The task: Start at the line containing "Write a component" and stop at the line containing "bg-[#fffff0] align-middle text-[10px]"; copy those lines exactly, both ends included, and no others.

╭─ Exercise data

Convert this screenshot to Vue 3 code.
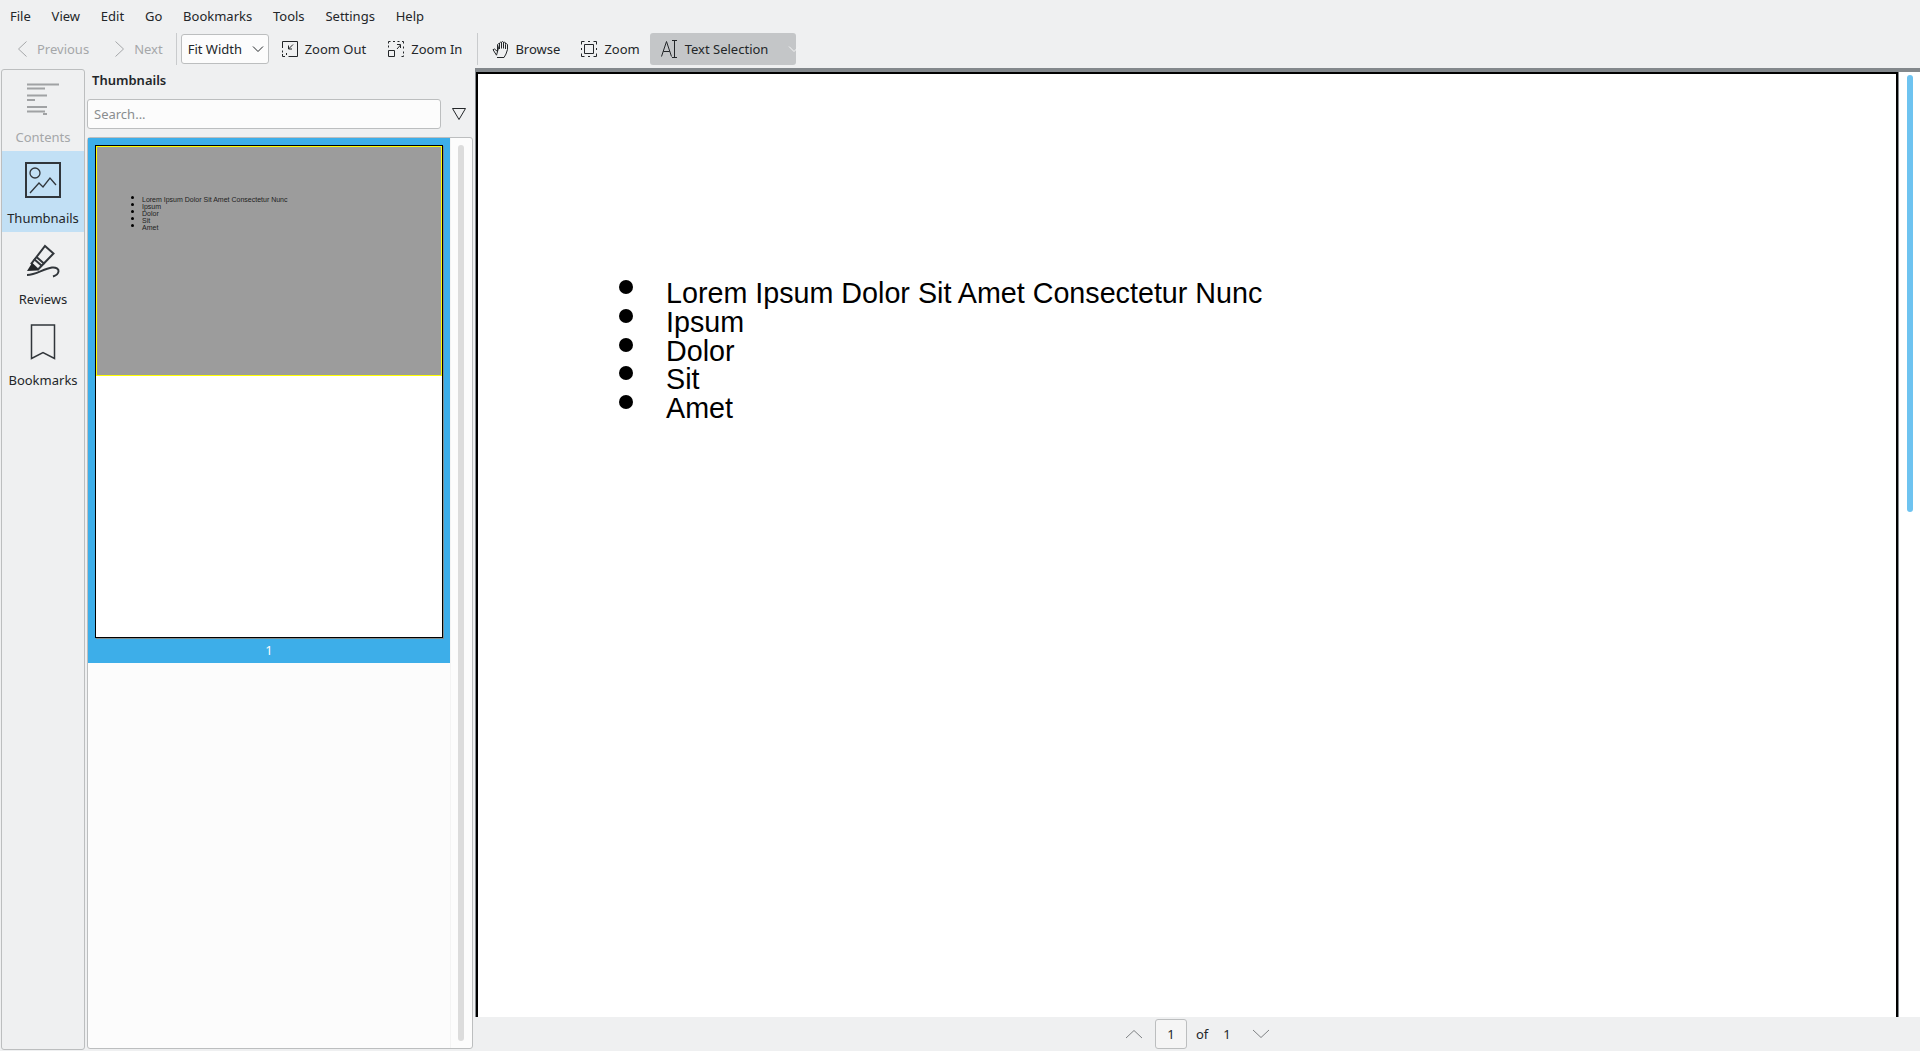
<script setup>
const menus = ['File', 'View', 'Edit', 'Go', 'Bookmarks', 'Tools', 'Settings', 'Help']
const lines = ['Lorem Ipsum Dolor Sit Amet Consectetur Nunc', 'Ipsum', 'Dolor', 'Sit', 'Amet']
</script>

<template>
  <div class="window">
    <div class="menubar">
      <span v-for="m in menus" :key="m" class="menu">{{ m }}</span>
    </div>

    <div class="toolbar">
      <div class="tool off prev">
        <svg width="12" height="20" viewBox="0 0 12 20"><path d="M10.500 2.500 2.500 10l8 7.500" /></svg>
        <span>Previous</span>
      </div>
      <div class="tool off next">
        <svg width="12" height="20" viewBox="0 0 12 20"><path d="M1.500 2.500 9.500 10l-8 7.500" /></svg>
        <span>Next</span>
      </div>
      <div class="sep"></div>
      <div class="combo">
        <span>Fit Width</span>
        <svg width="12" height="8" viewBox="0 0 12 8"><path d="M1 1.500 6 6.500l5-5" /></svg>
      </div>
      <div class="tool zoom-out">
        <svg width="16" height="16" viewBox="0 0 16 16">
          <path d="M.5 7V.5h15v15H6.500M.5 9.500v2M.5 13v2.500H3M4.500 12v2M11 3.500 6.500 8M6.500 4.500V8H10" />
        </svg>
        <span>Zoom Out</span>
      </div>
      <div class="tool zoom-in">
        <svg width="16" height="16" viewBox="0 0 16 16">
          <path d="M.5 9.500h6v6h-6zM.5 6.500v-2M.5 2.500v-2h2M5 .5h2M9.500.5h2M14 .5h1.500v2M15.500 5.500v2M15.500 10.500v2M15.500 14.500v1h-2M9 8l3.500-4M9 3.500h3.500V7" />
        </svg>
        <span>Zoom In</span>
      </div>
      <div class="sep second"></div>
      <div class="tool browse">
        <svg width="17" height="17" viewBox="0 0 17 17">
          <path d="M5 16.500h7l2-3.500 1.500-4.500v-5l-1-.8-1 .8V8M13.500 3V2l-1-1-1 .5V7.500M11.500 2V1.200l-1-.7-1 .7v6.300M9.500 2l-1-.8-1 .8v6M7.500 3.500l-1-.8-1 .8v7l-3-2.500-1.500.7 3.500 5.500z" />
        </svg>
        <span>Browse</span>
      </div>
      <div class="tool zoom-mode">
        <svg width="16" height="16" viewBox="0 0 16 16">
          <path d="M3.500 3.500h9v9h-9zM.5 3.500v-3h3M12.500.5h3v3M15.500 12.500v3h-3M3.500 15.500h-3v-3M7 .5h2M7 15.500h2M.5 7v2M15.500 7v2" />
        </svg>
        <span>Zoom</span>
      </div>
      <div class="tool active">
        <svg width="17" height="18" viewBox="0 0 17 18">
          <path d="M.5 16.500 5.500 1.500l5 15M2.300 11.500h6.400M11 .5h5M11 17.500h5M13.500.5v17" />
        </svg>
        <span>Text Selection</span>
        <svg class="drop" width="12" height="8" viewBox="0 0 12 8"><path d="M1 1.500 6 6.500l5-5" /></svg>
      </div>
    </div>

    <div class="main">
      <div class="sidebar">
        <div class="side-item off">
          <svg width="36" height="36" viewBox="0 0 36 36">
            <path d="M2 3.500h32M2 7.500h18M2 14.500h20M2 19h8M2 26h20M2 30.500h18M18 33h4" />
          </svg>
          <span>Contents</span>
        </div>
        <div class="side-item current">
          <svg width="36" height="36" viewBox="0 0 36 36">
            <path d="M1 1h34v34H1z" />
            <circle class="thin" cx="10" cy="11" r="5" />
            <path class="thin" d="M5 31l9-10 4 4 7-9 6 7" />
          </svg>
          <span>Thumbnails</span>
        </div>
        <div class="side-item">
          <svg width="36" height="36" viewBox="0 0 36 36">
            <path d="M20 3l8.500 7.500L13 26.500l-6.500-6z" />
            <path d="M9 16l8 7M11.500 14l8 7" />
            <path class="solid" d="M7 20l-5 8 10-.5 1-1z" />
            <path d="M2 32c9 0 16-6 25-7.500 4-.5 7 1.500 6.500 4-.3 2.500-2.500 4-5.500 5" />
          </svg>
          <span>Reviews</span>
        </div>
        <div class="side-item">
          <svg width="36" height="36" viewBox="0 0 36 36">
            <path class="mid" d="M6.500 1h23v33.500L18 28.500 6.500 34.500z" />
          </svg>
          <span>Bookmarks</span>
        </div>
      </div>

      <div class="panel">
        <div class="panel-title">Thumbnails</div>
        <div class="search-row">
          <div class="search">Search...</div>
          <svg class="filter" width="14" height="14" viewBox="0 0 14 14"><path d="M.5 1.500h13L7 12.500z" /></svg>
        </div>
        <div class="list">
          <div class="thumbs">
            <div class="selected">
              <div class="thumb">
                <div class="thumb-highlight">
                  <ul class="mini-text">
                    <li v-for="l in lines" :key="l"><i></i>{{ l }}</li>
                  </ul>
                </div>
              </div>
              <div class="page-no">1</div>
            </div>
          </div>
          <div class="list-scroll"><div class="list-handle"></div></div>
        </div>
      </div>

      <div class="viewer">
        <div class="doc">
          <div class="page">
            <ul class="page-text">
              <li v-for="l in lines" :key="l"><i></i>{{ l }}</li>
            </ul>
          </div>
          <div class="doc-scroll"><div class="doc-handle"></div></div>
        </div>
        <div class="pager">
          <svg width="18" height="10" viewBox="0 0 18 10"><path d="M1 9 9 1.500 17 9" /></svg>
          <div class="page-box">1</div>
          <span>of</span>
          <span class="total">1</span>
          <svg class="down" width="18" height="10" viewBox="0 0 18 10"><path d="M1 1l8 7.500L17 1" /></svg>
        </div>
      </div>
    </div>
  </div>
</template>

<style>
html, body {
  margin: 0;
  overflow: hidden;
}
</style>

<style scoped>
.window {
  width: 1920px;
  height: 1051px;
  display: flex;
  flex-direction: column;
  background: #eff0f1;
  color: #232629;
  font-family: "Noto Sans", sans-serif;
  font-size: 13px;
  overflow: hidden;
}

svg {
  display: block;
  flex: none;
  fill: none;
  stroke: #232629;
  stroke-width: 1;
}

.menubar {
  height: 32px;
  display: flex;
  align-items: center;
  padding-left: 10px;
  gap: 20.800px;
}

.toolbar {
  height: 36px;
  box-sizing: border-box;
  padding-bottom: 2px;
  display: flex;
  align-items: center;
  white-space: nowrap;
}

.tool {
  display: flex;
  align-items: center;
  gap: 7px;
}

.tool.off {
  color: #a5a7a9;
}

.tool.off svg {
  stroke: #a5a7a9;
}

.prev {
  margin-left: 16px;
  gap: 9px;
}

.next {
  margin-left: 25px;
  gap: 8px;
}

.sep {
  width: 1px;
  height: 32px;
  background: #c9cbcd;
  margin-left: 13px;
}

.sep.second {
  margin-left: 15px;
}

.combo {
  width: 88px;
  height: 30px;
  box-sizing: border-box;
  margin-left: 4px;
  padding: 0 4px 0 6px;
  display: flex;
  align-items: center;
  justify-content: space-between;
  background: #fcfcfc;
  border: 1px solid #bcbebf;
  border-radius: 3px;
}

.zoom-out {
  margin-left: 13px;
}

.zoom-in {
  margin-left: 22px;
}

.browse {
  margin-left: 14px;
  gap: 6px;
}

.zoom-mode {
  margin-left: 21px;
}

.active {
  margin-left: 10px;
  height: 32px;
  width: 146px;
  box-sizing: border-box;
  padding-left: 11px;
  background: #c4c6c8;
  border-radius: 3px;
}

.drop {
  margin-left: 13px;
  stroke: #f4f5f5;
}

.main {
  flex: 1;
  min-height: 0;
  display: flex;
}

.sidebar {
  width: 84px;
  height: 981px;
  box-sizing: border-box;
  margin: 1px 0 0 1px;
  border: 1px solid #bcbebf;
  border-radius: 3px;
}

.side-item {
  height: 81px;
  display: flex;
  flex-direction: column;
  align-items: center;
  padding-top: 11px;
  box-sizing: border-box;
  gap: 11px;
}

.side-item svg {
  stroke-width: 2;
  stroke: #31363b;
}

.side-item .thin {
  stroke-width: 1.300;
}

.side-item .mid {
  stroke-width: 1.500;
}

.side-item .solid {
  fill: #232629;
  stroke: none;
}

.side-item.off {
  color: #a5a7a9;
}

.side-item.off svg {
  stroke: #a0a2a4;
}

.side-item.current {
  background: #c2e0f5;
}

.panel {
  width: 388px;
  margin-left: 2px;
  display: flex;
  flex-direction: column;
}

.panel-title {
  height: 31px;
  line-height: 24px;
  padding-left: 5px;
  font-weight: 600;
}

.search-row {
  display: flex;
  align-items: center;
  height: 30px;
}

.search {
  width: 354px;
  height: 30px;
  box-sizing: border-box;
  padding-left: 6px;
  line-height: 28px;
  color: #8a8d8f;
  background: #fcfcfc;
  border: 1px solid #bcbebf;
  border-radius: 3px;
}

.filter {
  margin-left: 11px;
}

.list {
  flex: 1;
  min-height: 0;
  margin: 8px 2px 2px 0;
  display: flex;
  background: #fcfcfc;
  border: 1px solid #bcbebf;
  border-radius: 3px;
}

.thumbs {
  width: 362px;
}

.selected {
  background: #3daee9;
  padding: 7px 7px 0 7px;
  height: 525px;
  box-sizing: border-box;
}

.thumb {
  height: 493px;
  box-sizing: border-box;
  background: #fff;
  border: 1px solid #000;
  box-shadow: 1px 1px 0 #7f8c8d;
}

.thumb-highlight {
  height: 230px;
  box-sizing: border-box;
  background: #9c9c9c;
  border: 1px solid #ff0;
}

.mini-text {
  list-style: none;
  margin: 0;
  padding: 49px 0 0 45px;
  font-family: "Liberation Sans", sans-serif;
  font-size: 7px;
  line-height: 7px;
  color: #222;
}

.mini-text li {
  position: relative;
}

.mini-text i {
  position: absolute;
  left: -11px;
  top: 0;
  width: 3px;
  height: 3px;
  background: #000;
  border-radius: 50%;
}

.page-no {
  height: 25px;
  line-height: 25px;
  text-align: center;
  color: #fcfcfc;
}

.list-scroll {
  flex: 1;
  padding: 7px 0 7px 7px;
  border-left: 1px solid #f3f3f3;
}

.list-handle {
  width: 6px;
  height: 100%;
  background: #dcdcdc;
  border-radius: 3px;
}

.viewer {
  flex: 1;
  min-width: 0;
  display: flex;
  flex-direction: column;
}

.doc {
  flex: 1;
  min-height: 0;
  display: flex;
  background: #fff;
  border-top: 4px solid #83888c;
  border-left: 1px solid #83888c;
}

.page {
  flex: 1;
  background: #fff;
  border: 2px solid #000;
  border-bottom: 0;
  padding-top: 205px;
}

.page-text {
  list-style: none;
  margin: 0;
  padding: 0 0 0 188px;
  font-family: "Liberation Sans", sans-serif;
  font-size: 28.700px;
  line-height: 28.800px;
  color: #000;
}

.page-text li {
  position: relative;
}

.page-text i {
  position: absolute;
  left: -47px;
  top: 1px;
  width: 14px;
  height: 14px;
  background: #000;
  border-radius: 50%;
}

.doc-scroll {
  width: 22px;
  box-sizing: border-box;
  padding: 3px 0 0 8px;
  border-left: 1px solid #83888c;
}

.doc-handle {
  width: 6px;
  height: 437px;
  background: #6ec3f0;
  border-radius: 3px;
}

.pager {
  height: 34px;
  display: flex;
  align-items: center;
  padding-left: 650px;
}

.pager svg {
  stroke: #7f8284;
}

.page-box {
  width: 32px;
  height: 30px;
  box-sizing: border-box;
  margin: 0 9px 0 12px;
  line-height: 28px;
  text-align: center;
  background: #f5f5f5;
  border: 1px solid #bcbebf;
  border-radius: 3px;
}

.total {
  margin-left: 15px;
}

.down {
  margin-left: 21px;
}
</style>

╰─
╭─ Exercise data

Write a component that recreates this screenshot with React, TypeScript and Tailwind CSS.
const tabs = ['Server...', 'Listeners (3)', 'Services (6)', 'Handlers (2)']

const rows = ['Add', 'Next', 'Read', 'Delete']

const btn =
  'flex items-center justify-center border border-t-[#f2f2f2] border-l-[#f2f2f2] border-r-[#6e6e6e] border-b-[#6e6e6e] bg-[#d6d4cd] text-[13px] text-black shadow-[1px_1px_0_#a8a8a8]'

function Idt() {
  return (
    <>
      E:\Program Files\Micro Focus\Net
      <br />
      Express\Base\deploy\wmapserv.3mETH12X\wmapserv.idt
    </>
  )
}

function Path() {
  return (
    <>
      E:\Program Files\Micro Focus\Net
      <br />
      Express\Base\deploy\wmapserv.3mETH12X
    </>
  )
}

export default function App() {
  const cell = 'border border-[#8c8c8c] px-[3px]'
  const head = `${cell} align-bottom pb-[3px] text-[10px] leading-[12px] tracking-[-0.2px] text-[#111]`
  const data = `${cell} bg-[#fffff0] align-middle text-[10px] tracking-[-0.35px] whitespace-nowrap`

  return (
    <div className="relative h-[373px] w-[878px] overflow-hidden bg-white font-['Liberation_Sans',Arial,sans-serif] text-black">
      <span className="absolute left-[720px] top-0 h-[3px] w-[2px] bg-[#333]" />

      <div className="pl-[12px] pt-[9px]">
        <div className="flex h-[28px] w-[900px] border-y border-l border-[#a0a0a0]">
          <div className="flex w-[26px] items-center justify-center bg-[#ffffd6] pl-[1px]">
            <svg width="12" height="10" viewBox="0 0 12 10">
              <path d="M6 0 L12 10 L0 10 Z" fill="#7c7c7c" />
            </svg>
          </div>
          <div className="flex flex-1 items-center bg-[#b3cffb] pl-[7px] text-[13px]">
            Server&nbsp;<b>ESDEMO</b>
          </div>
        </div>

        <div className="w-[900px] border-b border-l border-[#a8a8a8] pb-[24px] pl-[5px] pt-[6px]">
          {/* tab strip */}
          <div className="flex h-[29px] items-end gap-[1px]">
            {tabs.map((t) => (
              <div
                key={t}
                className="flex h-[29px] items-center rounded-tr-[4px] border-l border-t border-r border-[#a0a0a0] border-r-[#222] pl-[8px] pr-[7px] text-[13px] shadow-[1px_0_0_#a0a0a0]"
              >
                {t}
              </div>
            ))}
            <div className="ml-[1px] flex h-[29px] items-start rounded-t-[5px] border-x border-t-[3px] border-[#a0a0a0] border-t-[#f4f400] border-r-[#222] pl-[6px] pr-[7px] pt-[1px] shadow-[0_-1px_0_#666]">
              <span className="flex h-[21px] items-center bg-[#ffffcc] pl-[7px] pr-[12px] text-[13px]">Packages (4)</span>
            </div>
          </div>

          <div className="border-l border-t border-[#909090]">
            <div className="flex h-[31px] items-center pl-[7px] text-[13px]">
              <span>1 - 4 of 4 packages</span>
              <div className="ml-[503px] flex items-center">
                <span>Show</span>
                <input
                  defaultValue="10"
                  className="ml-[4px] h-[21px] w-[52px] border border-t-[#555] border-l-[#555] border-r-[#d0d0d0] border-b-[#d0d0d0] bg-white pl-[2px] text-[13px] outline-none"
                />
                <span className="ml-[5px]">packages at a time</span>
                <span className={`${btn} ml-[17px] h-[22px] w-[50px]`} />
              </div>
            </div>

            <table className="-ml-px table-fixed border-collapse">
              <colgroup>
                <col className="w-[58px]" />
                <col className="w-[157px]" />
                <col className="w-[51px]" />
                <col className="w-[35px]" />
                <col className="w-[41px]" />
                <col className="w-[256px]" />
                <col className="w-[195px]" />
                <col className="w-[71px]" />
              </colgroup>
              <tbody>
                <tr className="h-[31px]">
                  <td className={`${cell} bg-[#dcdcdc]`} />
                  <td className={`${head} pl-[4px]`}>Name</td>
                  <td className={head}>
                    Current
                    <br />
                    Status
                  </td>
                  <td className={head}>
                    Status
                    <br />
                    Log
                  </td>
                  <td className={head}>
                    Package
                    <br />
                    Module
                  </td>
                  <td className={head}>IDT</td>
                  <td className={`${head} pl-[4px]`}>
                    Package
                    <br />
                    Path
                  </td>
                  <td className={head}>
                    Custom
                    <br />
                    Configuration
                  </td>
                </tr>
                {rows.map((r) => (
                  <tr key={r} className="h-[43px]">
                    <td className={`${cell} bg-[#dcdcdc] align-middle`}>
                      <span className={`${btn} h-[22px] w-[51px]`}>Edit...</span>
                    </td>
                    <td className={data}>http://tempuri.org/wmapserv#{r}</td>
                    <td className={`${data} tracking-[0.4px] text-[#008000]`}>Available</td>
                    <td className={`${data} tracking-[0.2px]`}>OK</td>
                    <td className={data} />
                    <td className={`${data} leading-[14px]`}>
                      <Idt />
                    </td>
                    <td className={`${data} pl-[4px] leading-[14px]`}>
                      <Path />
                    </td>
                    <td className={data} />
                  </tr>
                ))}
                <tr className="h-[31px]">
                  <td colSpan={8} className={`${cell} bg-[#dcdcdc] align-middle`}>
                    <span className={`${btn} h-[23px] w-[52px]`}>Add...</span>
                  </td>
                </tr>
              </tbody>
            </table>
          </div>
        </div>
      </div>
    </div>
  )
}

╰─

Right answer:
Write a component that recreates this screenshot with React, TypeScript and Tailwind CSS.
const tabs = ['Server...', 'Listeners (3)', 'Services (6)', 'Handlers (2)']

const rows = ['Add', 'Next', 'Read', 'Delete']

const btn =
  'flex items-center justify-center border border-t-[#f2f2f2] border-l-[#f2f2f2] border-r-[#6e6e6e] border-b-[#6e6e6e] bg-[#d6d4cd] text-[13px] text-black shadow-[1px_1px_0_#a8a8a8]'

function Idt() {
  return (
    <>
      E:\Program Files\Micro Focus\Net
      <br />
      Express\Base\deploy\wmapserv.3mETH12X\wmapserv.idt
    </>
  )
}

function Path() {
  return (
    <>
      E:\Program Files\Micro Focus\Net
      <br />
      Express\Base\deploy\wmapserv.3mETH12X
    </>
  )
}

export default function App() {
  const cell = 'border border-[#8c8c8c] px-[3px]'
  const head = `${cell} align-bottom pb-[3px] text-[10px] leading-[12px] tracking-[-0.2px] text-[#111]`
  const data = `${cell} bg-[#fffff0] align-middle text-[10px] tracking-[-0.35px] whitespace-nowrap`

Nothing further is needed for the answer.